Walls gave details on the Hermitage Enslaved Cemetery, which has been the subject of recent research and marking. She said geophysical work identified about 25–28 probable graves and field stones were placed at the heads of GPR anomalies; that work was funded in part by the Andrew Jackson Foundation and a private benefactor, she said.

Regarding documentation standards, an attendee asked how granular the condition assessments were. Walls replied, “We are doing general conditions assessments at every cemetery we visit. The larger and, city cared for or community cared for, we are not collecting, like, insanely granular data on individual headstones. Smaller... cemeteries, it’s very easy for us to document every headstone if we need to. So it really—it’s scalable.”
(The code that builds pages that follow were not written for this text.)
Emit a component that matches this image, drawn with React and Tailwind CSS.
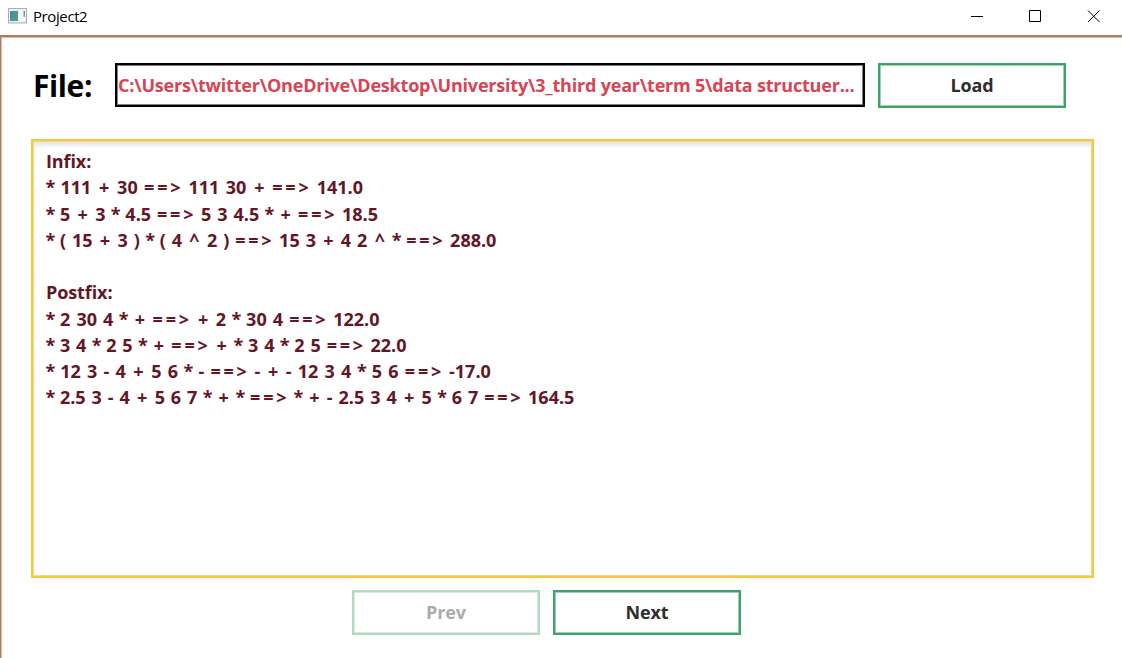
const LINES = [
  ["Infix:", 45],
  ["* 111 + 30 ==> 111 30 + ==> 141.0", 317],
  ["* 5 + 3 * 4.5 ==> 5 3 4.5 * + ==> 18.5", 332],
  ["* ( 15 + 3 ) * ( 4 ^ 2 ) ==> 15 3 + 4 2 ^ * ==> 288.0", 450.5],
  ["", 0],
  ["Postfix:", 66],
  ["* 2 30 4 * + ==> + 2 * 30 4 ==> 122.0", 333.5],
  ["* 3 4 * 2 5 * + ==> + * 3 4 * 2 5 ==> 22.0", 360.5],
  ["* 12 3 - 4 + 5 6 * - ==> - + - 12 3 4 * 5 6 ==> -17.0", 445],
  ["* 2.5 3 - 4 + 5 6 7 * + * ==> * + - 2.5 3 4 + 5 * 6 7 ==> 164.5", 528.5],
];

const OPERATORS = {
  "*": "inline-block w-[8px] indent-[-0.6px] [text-align-last:left]",
  "+": "inline-block w-[13px] [text-align-last:center]",
  "^": "inline-block w-[13px] [text-align-last:center]",
  "==>": "inline-block w-[38px] tracking-[2.8px] [text-align-last:left]",
};

function Line({ text, width }) {
  const justified = text.includes(" ");
  return (
    <div
      className={
        justified
          ? "h-[26.25px] whitespace-nowrap [text-align-last:justify]"
          : "h-[26.25px] whitespace-nowrap tracking-[-0.1px]"
      }
      style={{ width }}
    >
      {text.split(" ").map((t, i) => (
        <span key={i}>
          {i > 0 && " "}
          <span className={OPERATORS[t]}>{t}</span>
        </span>
      ))}
    </div>
  );
}

function Button({ children, disabled }) {
  return (
    <button
      disabled={disabled}
      className="flex h-[45px] w-[188px] items-center justify-center border-2 border-[#3da268] pb-px text-[18px] font-bold tracking-[-0.1px] text-[#2e2e2e] shadow-[inset_0_0_0_1px_#9ed1b4] disabled:opacity-40"
    >
      {children}
    </button>
  );
}

export default function App() {
  return (
    <div className="flex h-[658px] w-[1122px] flex-col overflow-hidden bg-white font-['Open_Sans','Noto_Sans',sans-serif]">
      <header className="flex h-[35px] shrink-0 items-center pb-[3px] pl-2">
        <svg width="19" height="16" viewBox="0 0 19 16">
          <defs>
            <linearGradient id="pane" x1="0" y1="0" x2="1" y2="1">
              <stop offset="0" stopColor="#4b7fae" />
              <stop offset="1" stopColor="#55a875" />
            </linearGradient>
            <linearGradient id="strip" x1="0" y1="0" x2="0" y2="1">
              <stop offset="0" stopColor="#4b8fae" />
              <stop offset="1" stopColor="#6fc08d" />
            </linearGradient>
          </defs>
          <rect x=".5" y=".5" width="18" height="14.500" fill="#eceff2" stroke="#a9b0b7" />
          <rect x="2" y="3" width="8" height="10" fill="url(#pane)" />
          <rect x="11" y="3" width="6" height="10" fill="#fff" />
          <rect x="15.500" y="3" width="1.500" height="6" fill="url(#strip)" />
        </svg>
        <span className="ml-[6px] pt-px text-[15px] tracking-[-0.4px] text-black">Project2</span>
        <svg className="ml-auto mr-[21px]" width="130" height="13" fill="none" stroke="#000">
          <path d="M0 6.500h12M58.500.5h11v11h-11zM117 .5l11.500 11.500m0-11.500l-11.500 11.500" />
        </svg>
      </header>
      <main className="flex grow flex-col border-l border-t-2 border-[#b47b5a] pl-[30px] pt-[26px] shadow-[inset_1px_1px_0_#d8bcab]">
        <div className="flex h-[45px] shrink-0 items-start">
          <h1 className="w-[84px] pl-[2px] text-[30px] font-bold leading-[45px] tracking-[-0.4px] text-black">File:</h1>
          <div className="h-[44px] w-[750px] border-2 border-black pl-px shadow-[inset_0_0_0_1px_#808080]">
            <p className="w-[740px] whitespace-nowrap text-[18px] font-bold leading-[40px] tracking-[-0.2px] text-[#d64554]">
              C:\Users\twitter\OneDrive\Desktop\University\3_third year\term 5\data structuer...
            </p>
          </div>
          <div className="ml-[13px]">
            <Button>Load</Button>
          </div>
        </div>
        <div className="mt-[31px] h-[439px] w-[1063px] shrink-0 border-2 border-[#f4cb36] pl-[13px] pt-[7px] text-[18px] font-bold leading-[26.25px] text-[#641526] shadow-[inset_0_0_0_1px_#eadba5,inset_0_5px_4px_-1px_#e2e2e2]">
          {LINES.map(([text, width], i) => (
            <Line key={i} text={text} width={width} />
          ))}
        </div>
        <div className="ml-[321px] mt-[12px] flex gap-[13px]">
          <Button disabled>Prev</Button>
          <Button>Next</Button>
        </div>
      </main>
    </div>
  );
}
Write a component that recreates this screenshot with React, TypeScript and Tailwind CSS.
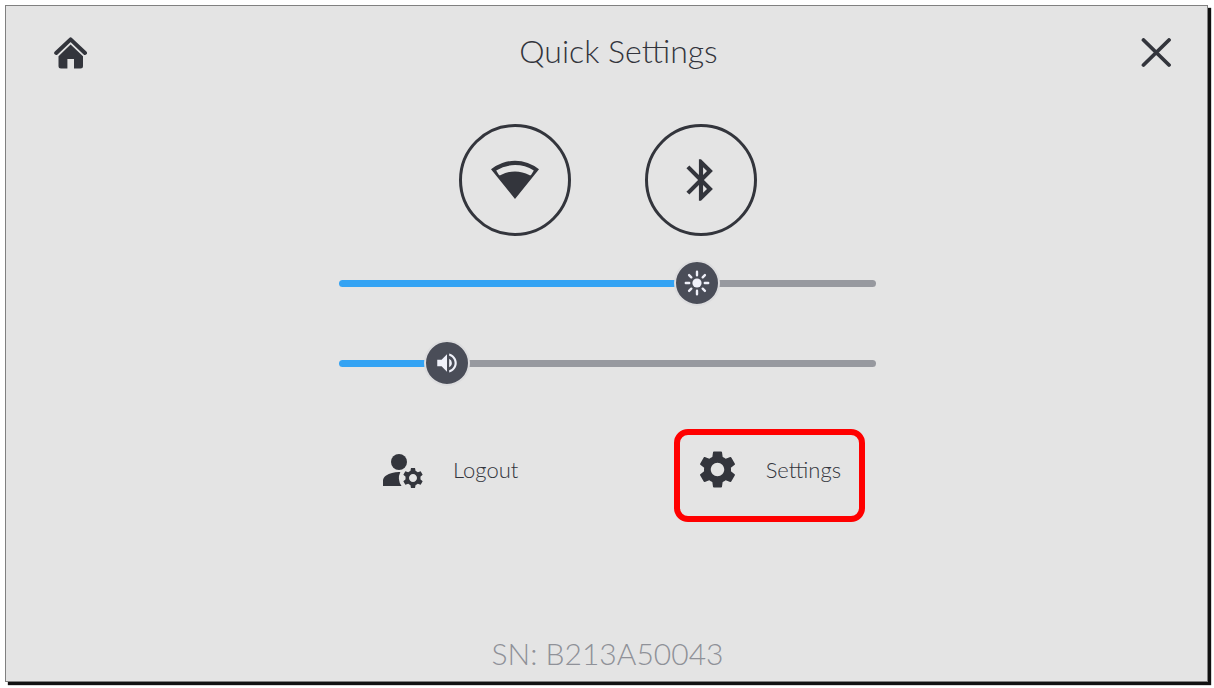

Walls said Phase 5 will focus on African American cemeteries and related deliverables and partnerships, including working with a Metro-created African American Cemeteries Coalition. She said Phase 6’s goal is a countywide cemetery preservation plan; exact scope and schedule will depend on future grants, but the presentation indicated a multi-year timeline with a final preservation plan targeted around 2029–2030 depending on funding.

The presentation listed standard deliverables for each phase: technical memos, completed survey forms, GIS data deliverables and a cemetery database export. Walls said those same deliverables have been produced for each completed phase. She thanked Metro staff and the New South field team for carrying out the surveys.

The presentation emphasized that the work is grant-funded and that a consistent survey team and methods have allowed the project to build a robust, countywide dataset for preservation planning. Walls said the dataset’s consistency is important as Metro moves toward preparing countywide preservation guidance and targeted work on African American cemetery sites.

Less-critical details noted during the presentation included local access constraints (BNA requires permission to access some airport-adjacent sites), limited or absent signage at many small cemeteries, and that some institutional burial grounds have fragmented or removed markers. Walls and the presentation named partner organizations involved in specific efforts, including the Tennessee Historical Commission (THC), the Andrew Jackson Foundation, and the Vanderbilt Institute for Spatial Research (which worked on GPR at the Hermitage site).